[start RECORD SET]
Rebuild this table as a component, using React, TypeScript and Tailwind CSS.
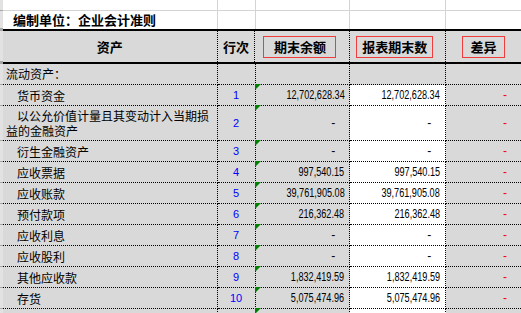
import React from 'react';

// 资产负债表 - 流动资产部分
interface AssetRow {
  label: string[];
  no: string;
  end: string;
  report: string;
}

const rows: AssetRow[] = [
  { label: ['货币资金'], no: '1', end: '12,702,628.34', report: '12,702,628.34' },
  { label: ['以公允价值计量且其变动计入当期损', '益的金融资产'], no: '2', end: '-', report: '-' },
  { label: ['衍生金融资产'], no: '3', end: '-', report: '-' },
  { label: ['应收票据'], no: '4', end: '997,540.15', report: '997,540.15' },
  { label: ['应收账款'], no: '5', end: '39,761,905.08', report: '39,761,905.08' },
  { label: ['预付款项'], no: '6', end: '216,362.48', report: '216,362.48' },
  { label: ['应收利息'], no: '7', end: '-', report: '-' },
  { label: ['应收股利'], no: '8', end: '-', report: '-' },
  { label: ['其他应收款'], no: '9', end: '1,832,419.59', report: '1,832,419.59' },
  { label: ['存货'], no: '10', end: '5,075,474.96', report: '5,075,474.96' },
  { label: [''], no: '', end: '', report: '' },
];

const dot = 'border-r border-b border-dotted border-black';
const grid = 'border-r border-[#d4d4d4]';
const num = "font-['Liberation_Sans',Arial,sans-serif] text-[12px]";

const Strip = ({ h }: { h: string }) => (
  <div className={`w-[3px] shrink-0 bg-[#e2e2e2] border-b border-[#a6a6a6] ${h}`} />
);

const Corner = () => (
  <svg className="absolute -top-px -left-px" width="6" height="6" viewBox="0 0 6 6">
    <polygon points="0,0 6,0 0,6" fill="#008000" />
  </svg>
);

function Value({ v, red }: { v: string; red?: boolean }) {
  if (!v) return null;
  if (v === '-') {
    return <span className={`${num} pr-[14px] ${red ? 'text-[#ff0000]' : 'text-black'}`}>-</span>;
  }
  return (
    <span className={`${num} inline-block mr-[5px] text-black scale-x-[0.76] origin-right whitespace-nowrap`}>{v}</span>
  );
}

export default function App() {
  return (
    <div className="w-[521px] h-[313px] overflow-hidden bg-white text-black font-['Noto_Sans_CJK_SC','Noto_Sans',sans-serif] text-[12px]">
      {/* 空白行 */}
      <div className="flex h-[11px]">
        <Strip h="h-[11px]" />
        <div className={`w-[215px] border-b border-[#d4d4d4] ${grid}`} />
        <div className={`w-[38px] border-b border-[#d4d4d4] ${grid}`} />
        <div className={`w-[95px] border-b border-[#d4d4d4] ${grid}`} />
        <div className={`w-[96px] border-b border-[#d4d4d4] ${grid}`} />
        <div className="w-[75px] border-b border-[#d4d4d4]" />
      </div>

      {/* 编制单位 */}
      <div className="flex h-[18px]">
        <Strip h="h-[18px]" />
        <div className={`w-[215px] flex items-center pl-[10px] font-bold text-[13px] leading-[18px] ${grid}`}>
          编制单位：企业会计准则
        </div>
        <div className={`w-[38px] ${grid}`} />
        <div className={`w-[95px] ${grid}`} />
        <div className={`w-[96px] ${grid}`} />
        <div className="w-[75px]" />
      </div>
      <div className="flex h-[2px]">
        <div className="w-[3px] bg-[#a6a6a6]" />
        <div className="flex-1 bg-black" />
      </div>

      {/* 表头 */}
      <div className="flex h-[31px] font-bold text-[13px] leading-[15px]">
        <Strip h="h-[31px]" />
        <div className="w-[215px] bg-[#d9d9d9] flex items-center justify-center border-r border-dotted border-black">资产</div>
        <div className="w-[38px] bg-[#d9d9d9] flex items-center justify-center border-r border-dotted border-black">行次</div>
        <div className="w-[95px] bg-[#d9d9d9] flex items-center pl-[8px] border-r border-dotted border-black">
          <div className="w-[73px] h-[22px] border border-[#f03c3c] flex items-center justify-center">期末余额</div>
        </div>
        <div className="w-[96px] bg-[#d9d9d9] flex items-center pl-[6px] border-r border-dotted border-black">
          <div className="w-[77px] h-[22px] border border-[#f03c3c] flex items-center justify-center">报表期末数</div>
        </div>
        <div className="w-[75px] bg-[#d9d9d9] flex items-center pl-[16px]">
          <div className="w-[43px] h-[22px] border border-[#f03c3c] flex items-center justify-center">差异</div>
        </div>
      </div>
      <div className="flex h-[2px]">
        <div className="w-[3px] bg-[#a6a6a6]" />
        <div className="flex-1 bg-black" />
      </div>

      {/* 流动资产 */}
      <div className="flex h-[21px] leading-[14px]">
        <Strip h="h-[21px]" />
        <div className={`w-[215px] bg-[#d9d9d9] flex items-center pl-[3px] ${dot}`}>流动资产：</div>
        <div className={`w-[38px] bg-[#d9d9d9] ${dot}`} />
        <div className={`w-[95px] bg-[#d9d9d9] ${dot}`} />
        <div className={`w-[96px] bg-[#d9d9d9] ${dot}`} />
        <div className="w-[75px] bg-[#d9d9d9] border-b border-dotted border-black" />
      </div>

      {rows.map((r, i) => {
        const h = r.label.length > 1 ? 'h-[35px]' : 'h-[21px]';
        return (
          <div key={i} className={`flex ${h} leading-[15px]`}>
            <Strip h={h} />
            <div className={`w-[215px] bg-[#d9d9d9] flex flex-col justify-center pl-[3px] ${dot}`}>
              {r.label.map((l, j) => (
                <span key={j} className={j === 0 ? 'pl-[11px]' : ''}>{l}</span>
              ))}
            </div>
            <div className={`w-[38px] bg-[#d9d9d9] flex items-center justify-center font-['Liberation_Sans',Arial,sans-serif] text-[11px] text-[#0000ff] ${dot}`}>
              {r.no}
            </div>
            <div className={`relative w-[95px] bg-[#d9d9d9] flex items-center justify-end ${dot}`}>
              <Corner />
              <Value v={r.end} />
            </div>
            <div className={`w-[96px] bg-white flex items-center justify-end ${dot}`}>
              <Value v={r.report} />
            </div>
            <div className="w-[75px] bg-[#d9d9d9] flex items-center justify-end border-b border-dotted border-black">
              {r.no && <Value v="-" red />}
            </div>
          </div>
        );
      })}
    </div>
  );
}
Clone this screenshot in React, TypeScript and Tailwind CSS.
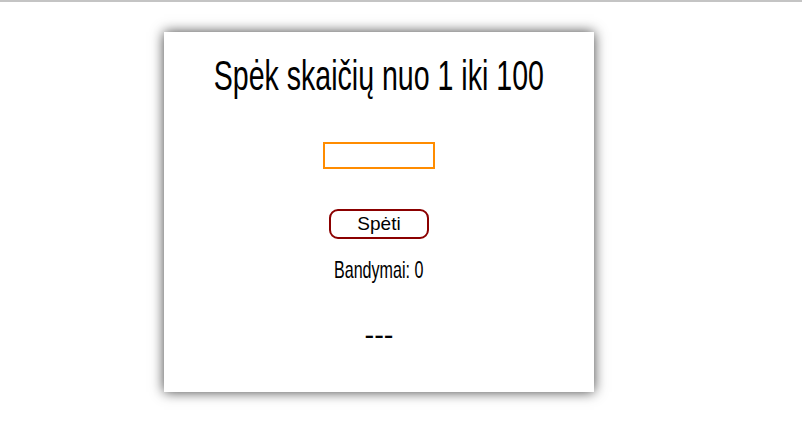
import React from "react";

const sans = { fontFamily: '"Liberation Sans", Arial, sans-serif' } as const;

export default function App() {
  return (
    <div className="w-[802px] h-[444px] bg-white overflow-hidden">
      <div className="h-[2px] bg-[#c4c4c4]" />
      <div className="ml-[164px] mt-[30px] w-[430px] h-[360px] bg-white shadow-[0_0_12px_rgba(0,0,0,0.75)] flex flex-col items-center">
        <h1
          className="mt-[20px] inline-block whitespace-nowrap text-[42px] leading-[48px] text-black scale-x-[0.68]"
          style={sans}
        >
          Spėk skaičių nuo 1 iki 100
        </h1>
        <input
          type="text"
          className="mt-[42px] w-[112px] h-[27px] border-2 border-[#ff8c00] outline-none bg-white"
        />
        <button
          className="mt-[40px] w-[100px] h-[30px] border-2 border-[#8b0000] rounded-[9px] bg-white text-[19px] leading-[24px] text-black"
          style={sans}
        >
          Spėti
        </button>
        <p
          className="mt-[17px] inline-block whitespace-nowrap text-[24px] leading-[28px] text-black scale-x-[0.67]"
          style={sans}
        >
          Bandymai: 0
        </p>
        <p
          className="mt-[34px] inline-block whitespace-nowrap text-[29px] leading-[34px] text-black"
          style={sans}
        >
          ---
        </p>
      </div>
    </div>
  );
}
[end RECORD SET]
**WORK TO COMPLETE:** Make a word-for-word copy of the entries, without any pictures.

**FINAL ANSWER:**
Rebuild this table as a component, using React, TypeScript and Tailwind CSS.
import React from 'react';

// 资产负债表 - 流动资产部分
interface AssetRow {
  label: string[];
  no: string;
  end: string;
  report: string;
}

const rows: AssetRow[] = [
  { label: ['货币资金'], no: '1', end: '12,702,628.34', report: '12,702,628.34' },
  { label: ['以公允价值计量且其变动计入当期损', '益的金融资产'], no: '2', end: '-', report: '-' },
  { label: ['衍生金融资产'], no: '3', end: '-', report: '-' },
  { label: ['应收票据'], no: '4', end: '997,540.15', report: '997,540.15' },
  { label: ['应收账款'], no: '5', end: '39,761,905.08', report: '39,761,905.08' },
  { label: ['预付款项'], no: '6', end: '216,362.48', report: '216,362.48' },
  { label: ['应收利息'], no: '7', end: '-', report: '-' },
  { label: ['应收股利'], no: '8', end: '-', report: '-' },
  { label: ['其他应收款'], no: '9', end: '1,832,419.59', report: '1,832,419.59' },
  { label: ['存货'], no: '10', end: '5,075,474.96', report: '5,075,474.96' },
  { label: [''], no: '', end: '', report: '' },
];

const dot = 'border-r border-b border-dotted border-black';
const grid = 'border-r border-[#d4d4d4]';
const num = "font-['Liberation_Sans',Arial,sans-serif] text-[12px]";

const Strip = ({ h }: { h: string }) => (
  <div className={`w-[3px] shrink-0 bg-[#e2e2e2] border-b border-[#a6a6a6] ${h}`} />
);

const Corner = () => (
  <svg className="absolute -top-px -left-px" width="6" height="6" viewBox="0 0 6 6">
    <polygon points="0,0 6,0 0,6" fill="#008000" />
  </svg>
);

function Value({ v, red }: { v: string; red?: boolean }) {
  if (!v) return null;
  if (v === '-') {
    return <span className={`${num} pr-[14px] ${red ? 'text-[#ff0000]' : 'text-black'}`}>-</span>;
  }
  return (
    <span className={`${num} inline-block mr-[5px] text-black scale-x-[0.76] origin-right whitespace-nowrap`}>{v}</span>
  );
}

export default function App() {
  return (
    <div className="w-[521px] h-[313px] overflow-hidden bg-white text-black font-['Noto_Sans_CJK_SC','Noto_Sans',sans-serif] text-[12px]">
      {/* 空白行 */}
      <div className="flex h-[11px]">
        <Strip h="h-[11px]" />
        <div className={`w-[215px] border-b border-[#d4d4d4] ${grid}`} />
        <div className={`w-[38px] border-b border-[#d4d4d4] ${grid}`} />
        <div className={`w-[95px] border-b border-[#d4d4d4] ${grid}`} />
        <div className={`w-[96px] border-b border-[#d4d4d4] ${grid}`} />
        <div className="w-[75px] border-b border-[#d4d4d4]" />
      </div>

      {/* 编制单位 */}
      <div className="flex h-[18px]">
        <Strip h="h-[18px]" />
        <div className={`w-[215px] flex items-center pl-[10px] font-bold text-[13px] leading-[18px] ${grid}`}>
          编制单位：企业会计准则
        </div>
        <div className={`w-[38px] ${grid}`} />
        <div className={`w-[95px] ${grid}`} />
        <div className={`w-[96px] ${grid}`} />
        <div className="w-[75px]" />
      </div>
      <div className="flex h-[2px]">
        <div className="w-[3px] bg-[#a6a6a6]" />
        <div className="flex-1 bg-black" />
      </div>

      {/* 表头 */}
      <div className="flex h-[31px] font-bold text-[13px] leading-[15px]">
        <Strip h="h-[31px]" />
        <div className="w-[215px] bg-[#d9d9d9] flex items-center justify-center border-r border-dotted border-black">资产</div>
        <div className="w-[38px] bg-[#d9d9d9] flex items-center justify-center border-r border-dotted border-black">行次</div>
        <div className="w-[95px] bg-[#d9d9d9] flex items-center pl-[8px] border-r border-dotted border-black">
          <div className="w-[73px] h-[22px] border border-[#f03c3c] flex items-center justify-center">期末余额</div>
        </div>
        <div className="w-[96px] bg-[#d9d9d9] flex items-center pl-[6px] border-r border-dotted border-black">
          <div className="w-[77px] h-[22px] border border-[#f03c3c] flex items-center justify-center">报表期末数</div>
        </div>
        <div className="w-[75px] bg-[#d9d9d9] flex items-center pl-[16px]">
          <div className="w-[43px] h-[22px] border border-[#f03c3c] flex items-center justify-center">差异</div>
        </div>
      </div>
      <div className="flex h-[2px]">
        <div className="w-[3px] bg-[#a6a6a6]" />
        <div className="flex-1 bg-black" />
      </div>

      {/* 流动资产 */}
      <div className="flex h-[21px] leading-[14px]">
        <Strip h="h-[21px]" />
        <div className={`w-[215px] bg-[#d9d9d9] flex items-center pl-[3px] ${dot}`}>流动资产：</div>
        <div className={`w-[38px] bg-[#d9d9d9] ${dot}`} />
        <div className={`w-[95px] bg-[#d9d9d9] ${dot}`} />
        <div className={`w-[96px] bg-[#d9d9d9] ${dot}`} />
        <div className="w-[75px] bg-[#d9d9d9] border-b border-dotted border-black" />
      </div>

      {rows.map((r, i) => {
        const h = r.label.length > 1 ? 'h-[35px]' : 'h-[21px]';
        return (
          <div key={i} className={`flex ${h} leading-[15px]`}>
            <Strip h={h} />
            <div className={`w-[215px] bg-[#d9d9d9] flex flex-col justify-center pl-[3px] ${dot}`}>
              {r.label.map((l, j) => (
                <span key={j} className={j === 0 ? 'pl-[11px]' : ''}>{l}</span>
              ))}
            </div>
            <div className={`w-[38px] bg-[#d9d9d9] flex items-center justify-center font-['Liberation_Sans',Arial,sans-serif] text-[11px] text-[#0000ff] ${dot}`}>
              {r.no}
            </div>
            <div className={`relative w-[95px] bg-[#d9d9d9] flex items-center justify-end ${dot}`}>
              <Corner />
              <Value v={r.end} />
            </div>
            <div className={`w-[96px] bg-white flex items-center justify-end ${dot}`}>
              <Value v={r.report} />
            </div>
            <div className="w-[75px] bg-[#d9d9d9] flex items-center justify-end border-b border-dotted border-black">
              {r.no && <Value v="-" red />}
            </div>
          </div>
        );
      })}
    </div>
  );
}
Clone this screenshot in React, TypeScript and Tailwind CSS.
import React from "react";

const sans = { fontFamily: '"Liberation Sans", Arial, sans-serif' } as const;

export default function App() {
  return (
    <div className="w-[802px] h-[444px] bg-white overflow-hidden">
      <div className="h-[2px] bg-[#c4c4c4]" />
      <div className="ml-[164px] mt-[30px] w-[430px] h-[360px] bg-white shadow-[0_0_12px_rgba(0,0,0,0.75)] flex flex-col items-center">
        <h1
          className="mt-[20px] inline-block whitespace-nowrap text-[42px] leading-[48px] text-black scale-x-[0.68]"
          style={sans}
        >
          Spėk skaičių nuo 1 iki 100
        </h1>
        <input
          type="text"
          className="mt-[42px] w-[112px] h-[27px] border-2 border-[#ff8c00] outline-none bg-white"
        />
        <button
          className="mt-[40px] w-[100px] h-[30px] border-2 border-[#8b0000] rounded-[9px] bg-white text-[19px] leading-[24px] text-black"
          style={sans}
        >
          Spėti
        </button>
        <p
          className="mt-[17px] inline-block whitespace-nowrap text-[24px] leading-[28px] text-black scale-x-[0.67]"
          style={sans}
        >
          Bandymai: 0
        </p>
        <p
          className="mt-[34px] inline-block whitespace-nowrap text-[29px] leading-[34px] text-black"
          style={sans}
        >
          ---
        </p>
      </div>
    </div>
  );
}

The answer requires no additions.